I was disheartened going to away games and seeing the spectators of our opponents having a good time, and talking smack to our right fielder from the parking lot. I thought to myself, “Do we really have a home field advantage when we don’t even have spectators? They sure do if they’re distracting our right fielder.” The following Saturday, we had a home game against Southern New Hampshire University. The first game was a normal home game without spectators, since the lacrosse team had a game at the same time. Then the break between our two games hit, the lacrosse game ended, and spectators came out of the woodwork. Groups of over five people started to fill the stands and the grass behind the outfield fence.

Spectators watch Dante Moran ’21 at the plate against Assumption on Sunday.

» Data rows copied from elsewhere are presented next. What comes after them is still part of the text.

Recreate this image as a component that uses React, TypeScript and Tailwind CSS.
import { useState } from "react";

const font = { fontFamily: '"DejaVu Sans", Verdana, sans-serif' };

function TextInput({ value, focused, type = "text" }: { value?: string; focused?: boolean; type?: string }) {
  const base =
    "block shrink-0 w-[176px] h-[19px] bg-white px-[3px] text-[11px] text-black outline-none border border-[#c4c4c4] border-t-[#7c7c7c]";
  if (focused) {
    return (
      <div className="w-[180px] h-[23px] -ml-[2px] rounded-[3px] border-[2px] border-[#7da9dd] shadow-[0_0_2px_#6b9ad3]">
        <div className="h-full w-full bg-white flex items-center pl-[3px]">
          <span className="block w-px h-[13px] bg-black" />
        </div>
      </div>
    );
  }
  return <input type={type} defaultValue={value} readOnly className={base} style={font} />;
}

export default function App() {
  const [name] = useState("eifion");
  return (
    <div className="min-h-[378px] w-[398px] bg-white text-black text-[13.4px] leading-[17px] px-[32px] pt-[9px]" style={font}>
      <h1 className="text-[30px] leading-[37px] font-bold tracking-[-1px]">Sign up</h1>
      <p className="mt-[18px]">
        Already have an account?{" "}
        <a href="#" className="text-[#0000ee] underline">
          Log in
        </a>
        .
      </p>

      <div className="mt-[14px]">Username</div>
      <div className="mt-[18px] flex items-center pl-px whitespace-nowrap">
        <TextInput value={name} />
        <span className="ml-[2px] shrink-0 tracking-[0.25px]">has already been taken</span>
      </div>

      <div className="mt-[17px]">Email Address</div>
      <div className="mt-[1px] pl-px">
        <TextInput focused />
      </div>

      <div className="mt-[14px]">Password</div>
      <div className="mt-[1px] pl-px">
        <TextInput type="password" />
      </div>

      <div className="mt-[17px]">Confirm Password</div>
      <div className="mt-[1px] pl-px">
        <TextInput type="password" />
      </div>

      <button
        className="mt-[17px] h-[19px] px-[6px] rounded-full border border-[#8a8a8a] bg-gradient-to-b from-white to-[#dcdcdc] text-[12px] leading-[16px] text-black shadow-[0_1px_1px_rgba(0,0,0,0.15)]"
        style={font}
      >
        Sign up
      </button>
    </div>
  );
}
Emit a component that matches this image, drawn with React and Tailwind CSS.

As I ran foul pole to foul pole, getting loose for the next game, I heard cheers from the outfield. As ridiculous as their cheers sounded, I couldn’t help but smile. The game hadn’t even started yet, but the energy on the field changed completely. Having friends and peers in the stands filled the missing piece of playing college ball. The spectators bring a positive energy to the field and to the players.
However, I believe it’s more than that.

I feel like every athlete has something to prove. If not to other people then to themselves. Having spectators in the stands gives them the platform to do so. Personally, I had a high school coach who thought I’d never see the field after I graduated. Yet, here I am, competing in the NE10, and now I have witnesses. It was a surreal experience to play at this level with my peers watching. It’s something I’ll never forget.

I want to show my appreciation, and thank the student body for coming to our games. And an even bigger thank you to St. Michael’s for working so hard to allow us to play and allow spectators during these stressful times. You allow me to have a college experience like no other.